• _Exercise details_
Copy the listing below in full and skip every picture.

• _Data block_
## start

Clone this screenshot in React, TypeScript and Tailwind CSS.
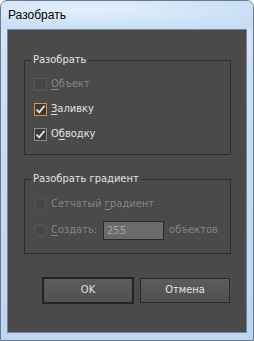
import React from 'react';

const font = { fontFamily: '"DejaVu Sans Condensed", "DejaVu Sans", sans-serif' };

const Check: React.FC<{ checked?: boolean; disabled?: boolean; focus?: boolean }> = ({ checked, disabled, focus }) => (
  <span
    className={`w-[13px] h-[13px] flex items-center justify-center shrink-0 border ${
      focus ? 'border-[#e8922f]' : disabled ? 'border-[#5a5a5a]' : 'border-[#8c8c8c]'
    } ${disabled ? 'bg-[#474747]' : 'bg-[#3a3a3a]'}`}
  >
    {checked && (
      <svg width="11" height="11" viewBox="0 0 11 11">
        <path d="M1.5 5.5 L4.2 8.3 L9.5 1.8" fill="none" stroke="#e6e6e6" strokeWidth="1.8" />
      </svg>
    )}
  </span>
);

const Radio: React.FC = () => (
  <span className="w-[13px] h-[13px] rounded-full shrink-0 border border-[#5c5c5c] bg-[#474747]" />
);

const App: React.FC = () => {
  return (
    <div className="w-[254px] h-[341px] overflow-hidden" style={font}>
      <div className="w-full h-full flex flex-col rounded-t-[7px] border border-[#6b7a8c] bg-gradient-to-b from-[#d3e5f8] via-[#c6dcf4] to-[#bcd5f0]">
        {/* Title bar */}
        <div className="h-[28px] shrink-0 flex items-center pl-[7px] text-[12px] text-black bg-[radial-gradient(ellipse_at_35%_30%,#e4f0fc_0%,#cfe3f7_55%,#c4dbf4_100%)] rounded-t-[6px]" style={{ fontFamily: '"Liberation Sans", Arial, sans-serif' }}>
          Разобрать
        </div>
        {/* Client area */}
        <div className="flex-1 mx-[6px] mb-[7px] border border-[#7a8896] bg-[#4a4a4a] flex flex-col pl-[16px] pr-[15px] pt-[23px] text-[11px] text-[#e2e2e2]">
          <fieldset className="border border-[#2c2c2c] h-[102px] pl-[9px] pb-0 pt-0 min-w-0">
            <legend className="px-[2px] -ml-[3px] h-[14px] leading-[14px]">Разобрать</legend>
            <div className="flex flex-col gap-[10px] pt-[10px] pl-0">
              <label className="flex items-center gap-[4px] h-[15px] text-[#858585]">
                <Check disabled />
                <span><u className="underline-offset-2">О</u>бъект</span>
              </label>
              <label className="flex items-center gap-[4px] h-[15px]">
                <Check checked focus />
                <span><u className="underline-offset-2">З</u>аливку</span>
              </label>
              <label className="flex items-center gap-[4px] h-[15px]">
                <Check checked />
                <span>О<u className="underline-offset-2">б</u>водку</span>
              </label>
            </div>
          </fieldset>

          <fieldset className="border border-[#2c2c2c] h-[82px] mt-[17px] pl-[9px] pt-0 pb-0 min-w-0">
            <legend className="px-[2px] -ml-[3px] h-[14px] leading-[14px]">Разобрать градиент</legend>
            <div className="flex flex-col gap-[9px] pt-[11px] text-[#858585]">
              <label className="flex items-center gap-[4px] h-[15px]">
                <Radio />
                <span>Сетчатый <u className="underline-offset-2">г</u>радиент</span>
              </label>
              <label className="flex items-center gap-[4px] h-[19px]">
                <Radio />
                <span><u className="underline-offset-2">С</u>оздать:</span>
                <span className="ml-[2px] w-[61px] h-[19px] border border-[#2a2a2a] bg-[#6b6b6b] text-[#a3a3a3] pl-[3px] leading-[17px]">255</span>
                <span className="ml-[1px]">объектов</span>
              </label>
            </div>
          </fieldset>

          <div className="flex gap-[6px] mt-[23px] pl-[18px]">
            <button className="w-[92px] h-[27px] border-2 border-[#232323] bg-gradient-to-b from-[#5c5c5c] to-[#505050] text-[#e2e2e2] text-[11px]">
              OK
            </button>
            <button className="w-[90px] h-[25px] mt-[1px] border border-[#2a2a2a] bg-gradient-to-b from-[#5c5c5c] to-[#505050] text-[#e2e2e2] text-[11px]">
              Отмена
            </button>
          </div>
        </div>
      </div>
    </div>
  );
};

export default App;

## end

• _Answer to the exercise_
Clone this screenshot in React, TypeScript and Tailwind CSS.
import React from 'react';

const font = { fontFamily: '"DejaVu Sans Condensed", "DejaVu Sans", sans-serif' };

const Check: React.FC<{ checked?: boolean; disabled?: boolean; focus?: boolean }> = ({ checked, disabled, focus }) => (
  <span
    className={`w-[13px] h-[13px] flex items-center justify-center shrink-0 border ${
      focus ? 'border-[#e8922f]' : disabled ? 'border-[#5a5a5a]' : 'border-[#8c8c8c]'
    } ${disabled ? 'bg-[#474747]' : 'bg-[#3a3a3a]'}`}
  >
    {checked && (
      <svg width="11" height="11" viewBox="0 0 11 11">
        <path d="M1.5 5.5 L4.2 8.3 L9.5 1.8" fill="none" stroke="#e6e6e6" strokeWidth="1.8" />
      </svg>
    )}
  </span>
);

const Radio: React.FC = () => (
  <span className="w-[13px] h-[13px] rounded-full shrink-0 border border-[#5c5c5c] bg-[#474747]" />
);

const App: React.FC = () => {
  return (
    <div className="w-[254px] h-[341px] overflow-hidden" style={font}>
      <div className="w-full h-full flex flex-col rounded-t-[7px] border border-[#6b7a8c] bg-gradient-to-b from-[#d3e5f8] via-[#c6dcf4] to-[#bcd5f0]">
        {/* Title bar */}
        <div className="h-[28px] shrink-0 flex items-center pl-[7px] text-[12px] text-black bg-[radial-gradient(ellipse_at_35%_30%,#e4f0fc_0%,#cfe3f7_55%,#c4dbf4_100%)] rounded-t-[6px]" style={{ fontFamily: '"Liberation Sans", Arial, sans-serif' }}>
          Разобрать
        </div>
        {/* Client area */}
        <div className="flex-1 mx-[6px] mb-[7px] border border-[#7a8896] bg-[#4a4a4a] flex flex-col pl-[16px] pr-[15px] pt-[23px] text-[11px] text-[#e2e2e2]">
          <fieldset className="border border-[#2c2c2c] h-[102px] pl-[9px] pb-0 pt-0 min-w-0">
            <legend className="px-[2px] -ml-[3px] h-[14px] leading-[14px]">Разобрать</legend>
            <div className="flex flex-col gap-[10px] pt-[10px] pl-0">
              <label className="flex items-center gap-[4px] h-[15px] text-[#858585]">
                <Check disabled />
                <span><u className="underline-offset-2">О</u>бъект</span>
              </label>
              <label className="flex items-center gap-[4px] h-[15px]">
                <Check checked focus />
                <span><u className="underline-offset-2">З</u>аливку</span>
              </label>
              <label className="flex items-center gap-[4px] h-[15px]">
                <Check checked />
                <span>О<u className="underline-offset-2">б</u>водку</span>
              </label>
            </div>
          </fieldset>

          <fieldset className="border border-[#2c2c2c] h-[82px] mt-[17px] pl-[9px] pt-0 pb-0 min-w-0">
            <legend className="px-[2px] -ml-[3px] h-[14px] leading-[14px]">Разобрать градиент</legend>
            <div className="flex flex-col gap-[9px] pt-[11px] text-[#858585]">
              <label className="flex items-center gap-[4px] h-[15px]">
                <Radio />
                <span>Сетчатый <u className="underline-offset-2">г</u>радиент</span>
              </label>
              <label className="flex items-center gap-[4px] h-[19px]">
                <Radio />
                <span><u className="underline-offset-2">С</u>оздать:</span>
                <span className="ml-[2px] w-[61px] h-[19px] border border-[#2a2a2a] bg-[#6b6b6b] text-[#a3a3a3] pl-[3px] leading-[17px]">255</span>
                <span className="ml-[1px]">объектов</span>
              </label>
            </div>
          </fieldset>

          <div className="flex gap-[6px] mt-[23px] pl-[18px]">
            <button className="w-[92px] h-[27px] border-2 border-[#232323] bg-gradient-to-b from-[#5c5c5c] to-[#505050] text-[#e2e2e2] text-[11px]">
              OK
            </button>
            <button className="w-[90px] h-[25px] mt-[1px] border border-[#2a2a2a] bg-gradient-to-b from-[#5c5c5c] to-[#505050] text-[#e2e2e2] text-[11px]">
              Отмена
            </button>
          </div>
        </div>
      </div>
    </div>
  );
};

export default App;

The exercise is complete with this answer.